■ Task requirements
Copy every line of the data that contains the string "this".

(Items from a data source)

——

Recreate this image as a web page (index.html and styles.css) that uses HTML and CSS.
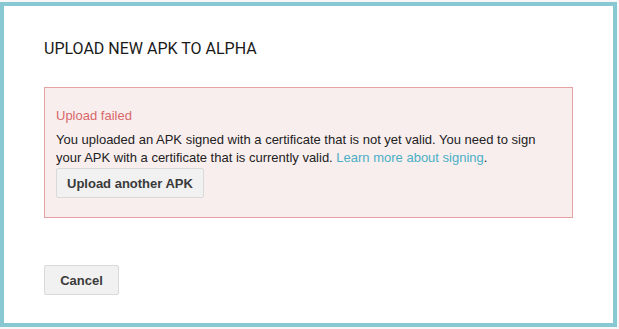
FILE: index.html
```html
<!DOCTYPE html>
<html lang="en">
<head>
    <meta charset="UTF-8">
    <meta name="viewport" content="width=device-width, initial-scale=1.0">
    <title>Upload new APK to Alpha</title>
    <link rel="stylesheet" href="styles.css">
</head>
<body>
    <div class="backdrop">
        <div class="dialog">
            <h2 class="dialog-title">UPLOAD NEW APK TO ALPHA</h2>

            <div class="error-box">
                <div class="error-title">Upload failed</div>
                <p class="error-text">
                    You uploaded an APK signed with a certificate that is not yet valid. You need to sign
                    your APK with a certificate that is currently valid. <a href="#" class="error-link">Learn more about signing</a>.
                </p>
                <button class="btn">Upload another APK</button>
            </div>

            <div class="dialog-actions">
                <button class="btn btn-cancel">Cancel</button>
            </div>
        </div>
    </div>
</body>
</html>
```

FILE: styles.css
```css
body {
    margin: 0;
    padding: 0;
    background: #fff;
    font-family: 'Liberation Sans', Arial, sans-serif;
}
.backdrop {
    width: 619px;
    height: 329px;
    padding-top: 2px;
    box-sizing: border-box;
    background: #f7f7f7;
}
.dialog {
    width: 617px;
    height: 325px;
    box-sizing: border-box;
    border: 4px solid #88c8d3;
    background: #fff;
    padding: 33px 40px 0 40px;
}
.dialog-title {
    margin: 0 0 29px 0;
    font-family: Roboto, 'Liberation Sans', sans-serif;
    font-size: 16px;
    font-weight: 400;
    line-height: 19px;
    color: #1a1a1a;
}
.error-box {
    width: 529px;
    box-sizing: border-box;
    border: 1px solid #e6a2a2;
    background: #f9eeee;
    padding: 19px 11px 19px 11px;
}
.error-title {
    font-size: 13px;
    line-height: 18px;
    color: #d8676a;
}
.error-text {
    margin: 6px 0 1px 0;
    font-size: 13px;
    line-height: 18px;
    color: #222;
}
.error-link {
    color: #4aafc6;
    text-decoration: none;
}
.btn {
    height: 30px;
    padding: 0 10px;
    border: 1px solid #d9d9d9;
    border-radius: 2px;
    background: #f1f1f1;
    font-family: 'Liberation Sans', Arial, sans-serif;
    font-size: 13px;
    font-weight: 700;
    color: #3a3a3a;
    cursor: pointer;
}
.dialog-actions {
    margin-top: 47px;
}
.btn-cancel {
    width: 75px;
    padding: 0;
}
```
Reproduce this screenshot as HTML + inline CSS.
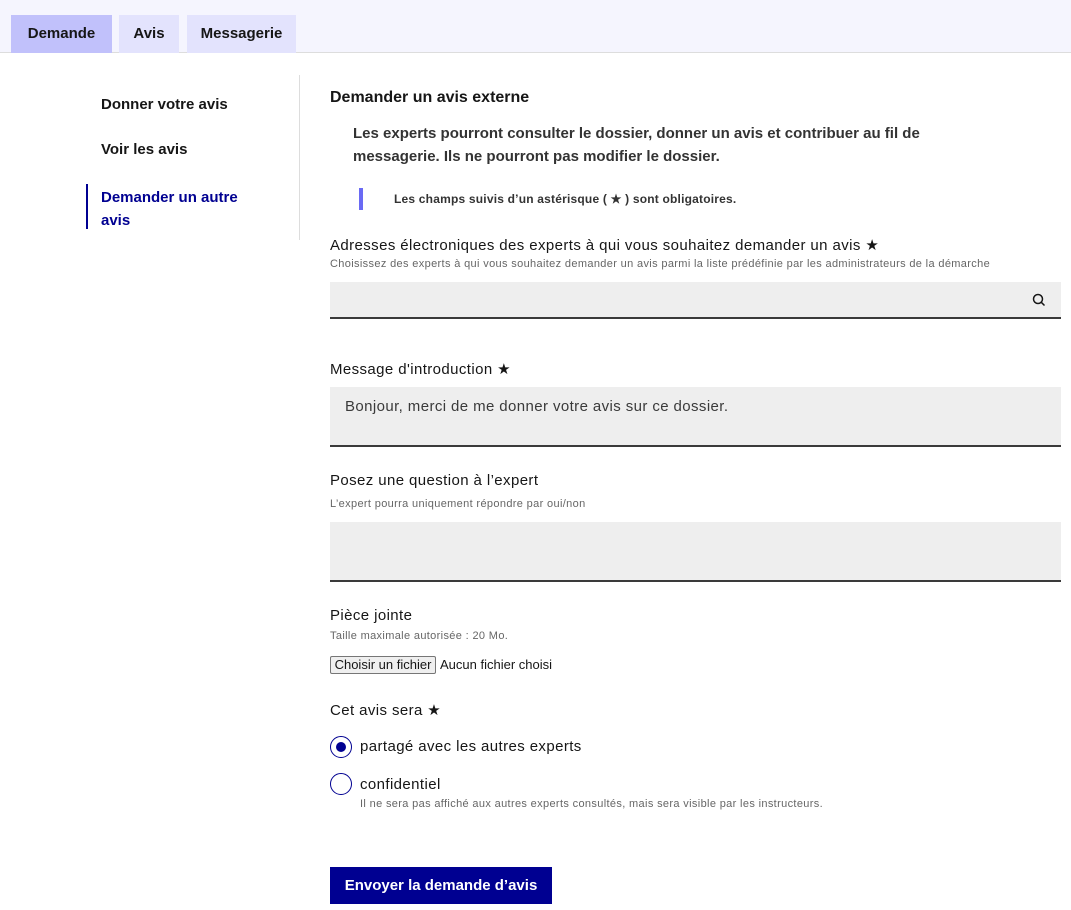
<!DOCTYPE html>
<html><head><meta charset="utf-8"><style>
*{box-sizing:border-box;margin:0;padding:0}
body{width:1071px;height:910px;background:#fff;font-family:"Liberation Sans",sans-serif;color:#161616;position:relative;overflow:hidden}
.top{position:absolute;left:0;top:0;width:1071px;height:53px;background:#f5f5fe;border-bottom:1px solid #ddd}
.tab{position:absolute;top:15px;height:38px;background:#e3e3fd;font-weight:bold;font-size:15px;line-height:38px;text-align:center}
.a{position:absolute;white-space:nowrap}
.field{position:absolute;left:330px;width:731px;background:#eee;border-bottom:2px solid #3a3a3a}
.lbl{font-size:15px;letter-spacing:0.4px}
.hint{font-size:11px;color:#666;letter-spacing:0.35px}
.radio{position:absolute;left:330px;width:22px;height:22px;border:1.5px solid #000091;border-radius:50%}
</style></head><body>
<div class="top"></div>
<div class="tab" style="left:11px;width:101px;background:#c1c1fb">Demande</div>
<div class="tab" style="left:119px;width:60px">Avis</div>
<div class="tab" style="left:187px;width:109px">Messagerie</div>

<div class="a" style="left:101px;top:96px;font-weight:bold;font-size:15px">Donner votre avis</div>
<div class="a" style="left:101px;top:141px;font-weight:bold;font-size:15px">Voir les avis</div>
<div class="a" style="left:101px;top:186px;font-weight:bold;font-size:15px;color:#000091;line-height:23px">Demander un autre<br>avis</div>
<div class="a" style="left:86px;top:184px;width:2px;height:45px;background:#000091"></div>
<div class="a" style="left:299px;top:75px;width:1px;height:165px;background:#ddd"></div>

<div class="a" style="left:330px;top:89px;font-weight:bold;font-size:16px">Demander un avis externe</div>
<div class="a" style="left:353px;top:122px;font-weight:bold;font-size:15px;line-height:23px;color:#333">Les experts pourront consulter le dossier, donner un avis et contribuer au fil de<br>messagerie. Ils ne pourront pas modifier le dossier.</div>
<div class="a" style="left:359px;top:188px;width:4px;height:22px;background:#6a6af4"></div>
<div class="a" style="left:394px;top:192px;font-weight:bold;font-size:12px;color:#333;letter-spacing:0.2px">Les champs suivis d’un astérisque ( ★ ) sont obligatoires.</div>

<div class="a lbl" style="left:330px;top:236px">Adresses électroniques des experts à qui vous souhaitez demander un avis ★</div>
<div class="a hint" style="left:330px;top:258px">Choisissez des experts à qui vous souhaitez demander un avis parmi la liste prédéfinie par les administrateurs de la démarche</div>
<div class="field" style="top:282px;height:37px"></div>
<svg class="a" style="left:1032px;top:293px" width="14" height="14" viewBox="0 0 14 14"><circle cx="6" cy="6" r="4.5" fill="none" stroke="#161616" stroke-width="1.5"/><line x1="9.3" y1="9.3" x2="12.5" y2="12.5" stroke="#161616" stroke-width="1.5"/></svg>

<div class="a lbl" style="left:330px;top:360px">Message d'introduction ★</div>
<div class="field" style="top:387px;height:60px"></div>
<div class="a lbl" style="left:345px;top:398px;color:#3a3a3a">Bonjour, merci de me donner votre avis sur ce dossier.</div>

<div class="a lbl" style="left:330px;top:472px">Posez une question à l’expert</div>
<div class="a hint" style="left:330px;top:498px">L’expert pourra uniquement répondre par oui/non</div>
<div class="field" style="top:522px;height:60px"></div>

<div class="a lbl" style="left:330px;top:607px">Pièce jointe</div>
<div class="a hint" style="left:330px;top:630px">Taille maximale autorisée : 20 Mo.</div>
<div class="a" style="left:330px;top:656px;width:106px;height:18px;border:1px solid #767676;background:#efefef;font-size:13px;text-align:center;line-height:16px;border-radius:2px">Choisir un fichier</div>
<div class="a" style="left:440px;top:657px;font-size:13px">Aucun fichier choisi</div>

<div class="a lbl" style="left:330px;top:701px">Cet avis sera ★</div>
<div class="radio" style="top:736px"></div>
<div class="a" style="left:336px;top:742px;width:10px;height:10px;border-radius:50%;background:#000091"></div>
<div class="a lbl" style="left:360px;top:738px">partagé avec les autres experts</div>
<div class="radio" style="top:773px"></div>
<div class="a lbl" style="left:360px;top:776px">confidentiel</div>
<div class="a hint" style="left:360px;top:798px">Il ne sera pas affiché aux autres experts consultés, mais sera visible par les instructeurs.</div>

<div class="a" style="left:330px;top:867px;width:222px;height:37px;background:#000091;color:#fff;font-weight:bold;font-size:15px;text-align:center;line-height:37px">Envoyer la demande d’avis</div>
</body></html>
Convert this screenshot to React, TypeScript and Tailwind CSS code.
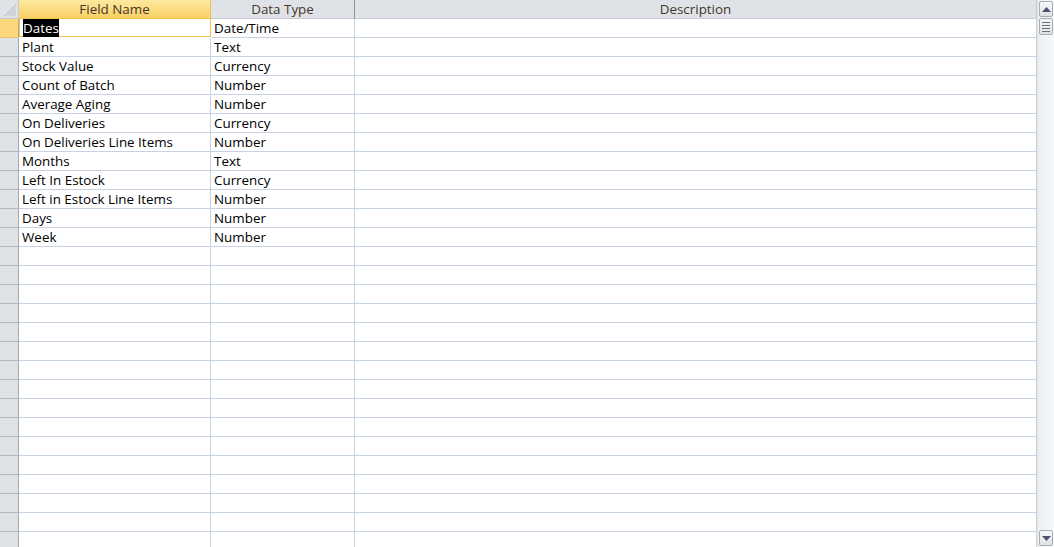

——

■ Task output
Recreate this image as a web page (index.html and styles.css) that uses HTML and CSS.
Reproduce this screenshot as HTML + inline CSS.
Convert this screenshot to React, TypeScript and Tailwind CSS code.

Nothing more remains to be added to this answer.